» **Exercise task**: Tally the lines in the following entries that include the word "this"; state only the total.
● ● ●
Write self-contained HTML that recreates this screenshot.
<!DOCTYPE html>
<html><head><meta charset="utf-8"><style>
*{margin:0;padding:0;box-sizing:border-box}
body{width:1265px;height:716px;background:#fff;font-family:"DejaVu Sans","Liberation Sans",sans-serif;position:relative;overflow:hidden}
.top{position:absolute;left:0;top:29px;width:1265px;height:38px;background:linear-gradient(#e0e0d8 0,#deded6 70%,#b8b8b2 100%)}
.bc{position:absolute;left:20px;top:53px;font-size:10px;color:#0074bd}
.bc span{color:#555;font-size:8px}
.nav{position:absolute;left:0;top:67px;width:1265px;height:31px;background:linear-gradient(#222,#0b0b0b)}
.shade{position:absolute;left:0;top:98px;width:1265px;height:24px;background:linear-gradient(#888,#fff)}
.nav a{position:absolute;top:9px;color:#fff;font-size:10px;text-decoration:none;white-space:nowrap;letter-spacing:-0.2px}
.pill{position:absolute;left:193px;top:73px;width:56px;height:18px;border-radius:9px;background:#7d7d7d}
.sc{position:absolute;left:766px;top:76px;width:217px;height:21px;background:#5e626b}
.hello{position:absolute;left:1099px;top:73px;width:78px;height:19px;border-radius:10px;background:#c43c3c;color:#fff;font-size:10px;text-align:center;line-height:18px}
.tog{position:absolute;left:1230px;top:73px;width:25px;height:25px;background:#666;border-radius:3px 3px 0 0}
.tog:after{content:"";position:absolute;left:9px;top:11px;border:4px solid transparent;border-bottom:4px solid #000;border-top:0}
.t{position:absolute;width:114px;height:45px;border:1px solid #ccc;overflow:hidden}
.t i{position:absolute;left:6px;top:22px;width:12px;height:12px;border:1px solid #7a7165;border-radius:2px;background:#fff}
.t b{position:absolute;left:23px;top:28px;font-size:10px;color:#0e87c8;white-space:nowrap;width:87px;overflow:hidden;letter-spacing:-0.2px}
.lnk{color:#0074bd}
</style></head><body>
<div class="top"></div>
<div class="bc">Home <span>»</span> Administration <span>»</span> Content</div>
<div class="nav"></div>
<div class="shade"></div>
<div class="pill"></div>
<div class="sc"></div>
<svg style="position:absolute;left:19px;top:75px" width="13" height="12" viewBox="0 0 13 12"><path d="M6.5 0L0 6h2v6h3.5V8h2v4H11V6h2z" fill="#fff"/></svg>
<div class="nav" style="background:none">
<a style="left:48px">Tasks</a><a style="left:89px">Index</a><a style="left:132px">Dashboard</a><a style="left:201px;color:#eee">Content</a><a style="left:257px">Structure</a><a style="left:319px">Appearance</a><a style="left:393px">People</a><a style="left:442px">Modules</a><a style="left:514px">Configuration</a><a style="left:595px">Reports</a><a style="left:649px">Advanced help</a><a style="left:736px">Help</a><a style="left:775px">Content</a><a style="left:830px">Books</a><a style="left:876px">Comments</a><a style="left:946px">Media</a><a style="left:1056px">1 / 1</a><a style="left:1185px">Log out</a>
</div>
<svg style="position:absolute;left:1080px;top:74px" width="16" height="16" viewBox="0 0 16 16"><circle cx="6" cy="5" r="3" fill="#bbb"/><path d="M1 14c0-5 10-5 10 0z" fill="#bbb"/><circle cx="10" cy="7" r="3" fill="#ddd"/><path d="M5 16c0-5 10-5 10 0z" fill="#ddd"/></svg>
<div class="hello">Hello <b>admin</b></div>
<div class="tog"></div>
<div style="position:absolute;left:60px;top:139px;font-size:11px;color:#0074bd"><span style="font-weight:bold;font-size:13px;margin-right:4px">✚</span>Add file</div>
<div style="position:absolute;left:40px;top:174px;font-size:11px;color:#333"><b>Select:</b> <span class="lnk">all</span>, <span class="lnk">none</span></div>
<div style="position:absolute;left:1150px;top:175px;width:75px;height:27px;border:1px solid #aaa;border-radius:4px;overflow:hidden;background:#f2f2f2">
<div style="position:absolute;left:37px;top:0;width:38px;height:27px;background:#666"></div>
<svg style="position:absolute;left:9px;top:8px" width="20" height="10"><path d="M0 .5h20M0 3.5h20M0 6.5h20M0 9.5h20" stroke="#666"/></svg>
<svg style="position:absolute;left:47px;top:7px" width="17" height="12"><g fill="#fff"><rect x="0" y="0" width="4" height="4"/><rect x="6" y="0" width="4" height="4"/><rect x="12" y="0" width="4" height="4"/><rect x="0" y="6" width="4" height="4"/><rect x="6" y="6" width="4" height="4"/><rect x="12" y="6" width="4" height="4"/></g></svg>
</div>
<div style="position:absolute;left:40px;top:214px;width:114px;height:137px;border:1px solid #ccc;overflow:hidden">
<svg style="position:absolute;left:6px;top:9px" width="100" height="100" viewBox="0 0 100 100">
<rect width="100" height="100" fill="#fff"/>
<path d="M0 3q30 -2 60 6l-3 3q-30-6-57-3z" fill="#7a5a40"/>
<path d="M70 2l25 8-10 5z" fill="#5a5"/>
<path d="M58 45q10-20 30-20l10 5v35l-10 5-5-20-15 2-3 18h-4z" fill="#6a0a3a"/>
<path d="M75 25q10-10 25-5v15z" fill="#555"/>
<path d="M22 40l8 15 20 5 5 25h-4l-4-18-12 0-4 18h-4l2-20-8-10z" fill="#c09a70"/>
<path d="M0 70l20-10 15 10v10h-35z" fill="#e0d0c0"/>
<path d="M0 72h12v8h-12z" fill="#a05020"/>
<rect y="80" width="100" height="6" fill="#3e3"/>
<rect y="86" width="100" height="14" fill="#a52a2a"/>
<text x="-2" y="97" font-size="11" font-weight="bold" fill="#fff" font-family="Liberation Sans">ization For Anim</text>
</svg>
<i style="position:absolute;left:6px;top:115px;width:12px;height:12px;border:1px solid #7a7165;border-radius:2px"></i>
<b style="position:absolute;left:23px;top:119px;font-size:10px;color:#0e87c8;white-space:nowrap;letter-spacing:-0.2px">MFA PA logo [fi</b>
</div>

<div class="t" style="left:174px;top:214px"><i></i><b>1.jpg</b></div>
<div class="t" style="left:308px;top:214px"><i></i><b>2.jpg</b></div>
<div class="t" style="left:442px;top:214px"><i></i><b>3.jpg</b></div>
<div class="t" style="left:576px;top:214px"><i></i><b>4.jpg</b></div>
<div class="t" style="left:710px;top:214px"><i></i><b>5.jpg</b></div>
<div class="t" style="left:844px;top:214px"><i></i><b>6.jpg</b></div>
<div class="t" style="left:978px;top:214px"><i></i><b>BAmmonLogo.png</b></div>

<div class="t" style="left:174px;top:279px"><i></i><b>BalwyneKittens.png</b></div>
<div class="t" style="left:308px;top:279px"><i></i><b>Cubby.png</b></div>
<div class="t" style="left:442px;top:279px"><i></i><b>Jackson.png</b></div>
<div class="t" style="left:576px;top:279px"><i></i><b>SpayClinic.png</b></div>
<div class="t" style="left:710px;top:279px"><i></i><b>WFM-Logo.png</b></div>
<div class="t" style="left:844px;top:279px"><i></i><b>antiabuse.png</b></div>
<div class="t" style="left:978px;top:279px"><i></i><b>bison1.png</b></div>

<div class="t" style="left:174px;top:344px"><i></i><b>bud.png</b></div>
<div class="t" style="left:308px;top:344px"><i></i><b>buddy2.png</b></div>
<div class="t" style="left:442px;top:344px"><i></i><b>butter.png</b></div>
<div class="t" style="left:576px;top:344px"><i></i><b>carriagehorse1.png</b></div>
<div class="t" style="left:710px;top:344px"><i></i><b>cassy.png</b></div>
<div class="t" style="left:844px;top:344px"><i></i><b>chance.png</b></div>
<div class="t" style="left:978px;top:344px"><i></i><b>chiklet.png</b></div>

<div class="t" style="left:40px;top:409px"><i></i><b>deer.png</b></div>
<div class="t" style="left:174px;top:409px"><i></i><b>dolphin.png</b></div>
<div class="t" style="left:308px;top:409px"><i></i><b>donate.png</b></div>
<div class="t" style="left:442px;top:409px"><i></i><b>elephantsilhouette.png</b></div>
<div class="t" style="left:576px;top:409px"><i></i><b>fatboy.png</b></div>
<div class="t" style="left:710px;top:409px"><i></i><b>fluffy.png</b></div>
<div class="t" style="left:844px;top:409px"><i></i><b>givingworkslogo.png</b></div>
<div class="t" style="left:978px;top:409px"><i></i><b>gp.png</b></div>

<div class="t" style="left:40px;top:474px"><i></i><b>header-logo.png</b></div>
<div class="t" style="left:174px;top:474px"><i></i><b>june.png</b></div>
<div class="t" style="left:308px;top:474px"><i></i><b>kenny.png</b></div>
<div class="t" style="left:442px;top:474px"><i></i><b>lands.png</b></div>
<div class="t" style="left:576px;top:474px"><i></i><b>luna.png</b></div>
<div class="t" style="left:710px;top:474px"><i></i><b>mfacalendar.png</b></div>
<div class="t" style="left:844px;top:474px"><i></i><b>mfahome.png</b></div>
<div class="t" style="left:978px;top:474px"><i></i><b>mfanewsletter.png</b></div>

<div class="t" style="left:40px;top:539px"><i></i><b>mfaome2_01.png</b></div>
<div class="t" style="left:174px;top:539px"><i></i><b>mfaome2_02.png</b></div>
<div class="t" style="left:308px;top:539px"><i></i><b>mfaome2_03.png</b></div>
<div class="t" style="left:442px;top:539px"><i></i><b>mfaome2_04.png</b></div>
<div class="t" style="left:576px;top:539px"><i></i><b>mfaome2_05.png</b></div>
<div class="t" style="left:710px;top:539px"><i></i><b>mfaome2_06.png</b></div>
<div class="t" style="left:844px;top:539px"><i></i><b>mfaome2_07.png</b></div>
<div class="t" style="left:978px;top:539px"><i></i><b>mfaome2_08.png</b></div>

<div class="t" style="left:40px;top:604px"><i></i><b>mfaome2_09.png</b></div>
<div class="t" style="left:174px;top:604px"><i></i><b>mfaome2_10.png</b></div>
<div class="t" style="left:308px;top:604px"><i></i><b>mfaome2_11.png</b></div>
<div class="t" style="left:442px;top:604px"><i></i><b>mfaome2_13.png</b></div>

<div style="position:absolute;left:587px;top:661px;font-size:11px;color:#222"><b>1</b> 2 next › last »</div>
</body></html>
● ● ●
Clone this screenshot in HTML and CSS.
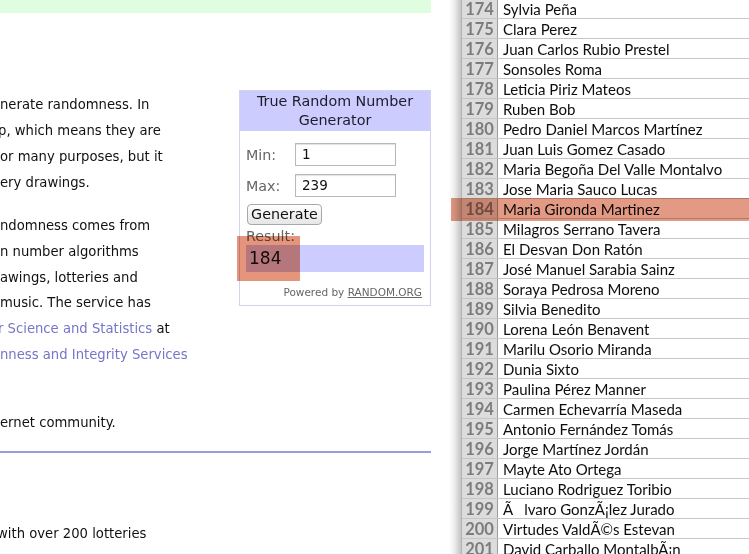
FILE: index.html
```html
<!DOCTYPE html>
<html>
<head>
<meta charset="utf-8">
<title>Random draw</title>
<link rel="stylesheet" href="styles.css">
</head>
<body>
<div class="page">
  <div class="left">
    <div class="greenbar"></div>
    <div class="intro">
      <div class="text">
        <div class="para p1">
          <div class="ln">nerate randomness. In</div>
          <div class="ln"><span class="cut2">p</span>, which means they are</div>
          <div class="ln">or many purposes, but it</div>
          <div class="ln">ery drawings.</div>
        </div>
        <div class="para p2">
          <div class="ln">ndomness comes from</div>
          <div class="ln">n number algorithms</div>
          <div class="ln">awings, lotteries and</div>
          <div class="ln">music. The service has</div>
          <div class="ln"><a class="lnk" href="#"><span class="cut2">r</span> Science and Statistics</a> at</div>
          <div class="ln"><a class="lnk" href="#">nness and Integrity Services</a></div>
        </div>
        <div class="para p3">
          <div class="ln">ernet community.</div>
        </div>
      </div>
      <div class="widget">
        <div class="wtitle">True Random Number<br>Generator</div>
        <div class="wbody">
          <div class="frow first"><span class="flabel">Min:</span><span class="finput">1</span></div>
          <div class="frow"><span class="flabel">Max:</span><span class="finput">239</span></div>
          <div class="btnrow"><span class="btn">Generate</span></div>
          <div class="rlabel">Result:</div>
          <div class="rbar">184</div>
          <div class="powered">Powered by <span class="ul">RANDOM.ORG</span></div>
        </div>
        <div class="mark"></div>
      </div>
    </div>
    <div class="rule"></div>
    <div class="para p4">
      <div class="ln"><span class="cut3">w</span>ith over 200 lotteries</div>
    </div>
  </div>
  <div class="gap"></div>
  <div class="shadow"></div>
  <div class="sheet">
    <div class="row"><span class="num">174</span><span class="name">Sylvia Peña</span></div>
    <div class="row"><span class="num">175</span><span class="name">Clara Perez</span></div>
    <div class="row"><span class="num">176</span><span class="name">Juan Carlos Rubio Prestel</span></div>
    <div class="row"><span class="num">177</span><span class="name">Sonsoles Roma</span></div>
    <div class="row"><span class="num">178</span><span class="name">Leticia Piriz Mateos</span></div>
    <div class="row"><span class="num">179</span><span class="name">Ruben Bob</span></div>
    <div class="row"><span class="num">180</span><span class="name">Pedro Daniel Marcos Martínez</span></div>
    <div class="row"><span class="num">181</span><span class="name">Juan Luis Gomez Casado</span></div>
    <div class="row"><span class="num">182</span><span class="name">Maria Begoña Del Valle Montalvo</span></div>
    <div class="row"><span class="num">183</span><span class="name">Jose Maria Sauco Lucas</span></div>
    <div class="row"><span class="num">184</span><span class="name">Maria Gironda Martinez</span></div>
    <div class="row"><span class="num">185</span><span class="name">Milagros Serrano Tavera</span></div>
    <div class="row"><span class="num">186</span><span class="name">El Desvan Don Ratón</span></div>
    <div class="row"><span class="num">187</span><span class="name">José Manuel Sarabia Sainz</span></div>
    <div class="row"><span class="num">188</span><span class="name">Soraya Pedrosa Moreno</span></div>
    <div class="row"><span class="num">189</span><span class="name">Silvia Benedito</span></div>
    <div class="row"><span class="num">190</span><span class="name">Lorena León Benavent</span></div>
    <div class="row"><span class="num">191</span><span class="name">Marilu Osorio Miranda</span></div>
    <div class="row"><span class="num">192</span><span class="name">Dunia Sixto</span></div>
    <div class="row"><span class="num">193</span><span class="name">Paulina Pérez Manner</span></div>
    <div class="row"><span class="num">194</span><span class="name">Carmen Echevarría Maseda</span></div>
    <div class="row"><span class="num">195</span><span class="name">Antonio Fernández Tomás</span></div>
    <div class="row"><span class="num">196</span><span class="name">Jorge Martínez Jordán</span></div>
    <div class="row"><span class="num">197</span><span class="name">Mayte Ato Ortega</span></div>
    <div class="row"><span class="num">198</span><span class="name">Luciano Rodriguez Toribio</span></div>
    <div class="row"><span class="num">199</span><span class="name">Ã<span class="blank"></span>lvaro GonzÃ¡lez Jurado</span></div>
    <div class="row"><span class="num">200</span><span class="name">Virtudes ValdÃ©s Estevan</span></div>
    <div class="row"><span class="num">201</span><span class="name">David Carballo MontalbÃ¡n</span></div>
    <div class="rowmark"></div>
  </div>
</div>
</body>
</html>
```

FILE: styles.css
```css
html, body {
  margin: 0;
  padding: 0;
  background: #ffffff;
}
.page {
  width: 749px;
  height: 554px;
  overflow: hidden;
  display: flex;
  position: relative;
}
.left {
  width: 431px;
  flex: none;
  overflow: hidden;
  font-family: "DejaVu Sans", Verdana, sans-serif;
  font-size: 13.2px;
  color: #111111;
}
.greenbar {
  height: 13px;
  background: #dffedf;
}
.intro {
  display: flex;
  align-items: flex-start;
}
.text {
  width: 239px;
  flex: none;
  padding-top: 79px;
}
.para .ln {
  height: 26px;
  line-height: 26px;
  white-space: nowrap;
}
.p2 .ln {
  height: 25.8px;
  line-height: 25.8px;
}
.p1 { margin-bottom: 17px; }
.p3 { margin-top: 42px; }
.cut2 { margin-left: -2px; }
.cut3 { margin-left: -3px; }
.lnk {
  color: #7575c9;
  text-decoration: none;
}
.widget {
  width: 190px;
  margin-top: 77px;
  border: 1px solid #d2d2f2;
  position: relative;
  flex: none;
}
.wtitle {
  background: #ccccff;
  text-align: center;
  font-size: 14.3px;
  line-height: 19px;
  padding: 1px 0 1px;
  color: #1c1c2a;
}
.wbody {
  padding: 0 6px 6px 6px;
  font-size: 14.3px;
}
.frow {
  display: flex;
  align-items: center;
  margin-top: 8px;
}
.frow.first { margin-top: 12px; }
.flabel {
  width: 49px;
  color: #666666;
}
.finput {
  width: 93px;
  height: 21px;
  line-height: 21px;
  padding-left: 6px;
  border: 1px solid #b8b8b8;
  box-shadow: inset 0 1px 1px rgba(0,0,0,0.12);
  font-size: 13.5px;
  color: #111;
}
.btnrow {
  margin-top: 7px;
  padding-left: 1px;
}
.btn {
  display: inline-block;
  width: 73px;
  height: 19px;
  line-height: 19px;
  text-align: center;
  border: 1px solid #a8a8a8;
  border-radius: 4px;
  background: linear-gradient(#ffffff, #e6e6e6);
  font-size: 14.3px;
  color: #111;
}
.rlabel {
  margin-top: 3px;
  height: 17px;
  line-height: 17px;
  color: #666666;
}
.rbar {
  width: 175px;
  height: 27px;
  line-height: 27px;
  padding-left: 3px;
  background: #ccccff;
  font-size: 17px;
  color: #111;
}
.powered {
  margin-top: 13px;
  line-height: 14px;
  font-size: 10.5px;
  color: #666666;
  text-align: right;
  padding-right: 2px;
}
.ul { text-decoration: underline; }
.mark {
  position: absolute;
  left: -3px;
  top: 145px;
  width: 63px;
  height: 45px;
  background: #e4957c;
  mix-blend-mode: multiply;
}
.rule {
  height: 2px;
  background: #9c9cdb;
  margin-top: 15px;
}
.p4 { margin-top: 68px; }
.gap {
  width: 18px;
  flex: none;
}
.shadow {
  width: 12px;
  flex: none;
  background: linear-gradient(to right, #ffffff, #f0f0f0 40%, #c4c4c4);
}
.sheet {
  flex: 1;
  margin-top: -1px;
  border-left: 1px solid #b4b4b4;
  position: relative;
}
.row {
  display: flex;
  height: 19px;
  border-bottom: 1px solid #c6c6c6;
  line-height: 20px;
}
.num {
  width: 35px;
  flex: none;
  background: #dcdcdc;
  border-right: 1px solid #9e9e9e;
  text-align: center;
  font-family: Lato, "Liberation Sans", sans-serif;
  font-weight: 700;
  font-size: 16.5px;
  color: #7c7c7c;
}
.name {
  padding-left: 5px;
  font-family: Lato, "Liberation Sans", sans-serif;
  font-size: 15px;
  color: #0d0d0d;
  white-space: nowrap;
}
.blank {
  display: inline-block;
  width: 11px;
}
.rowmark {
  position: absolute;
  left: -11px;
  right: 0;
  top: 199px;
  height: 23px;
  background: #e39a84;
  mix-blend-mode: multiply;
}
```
● ● ●
» **Full solution**: 2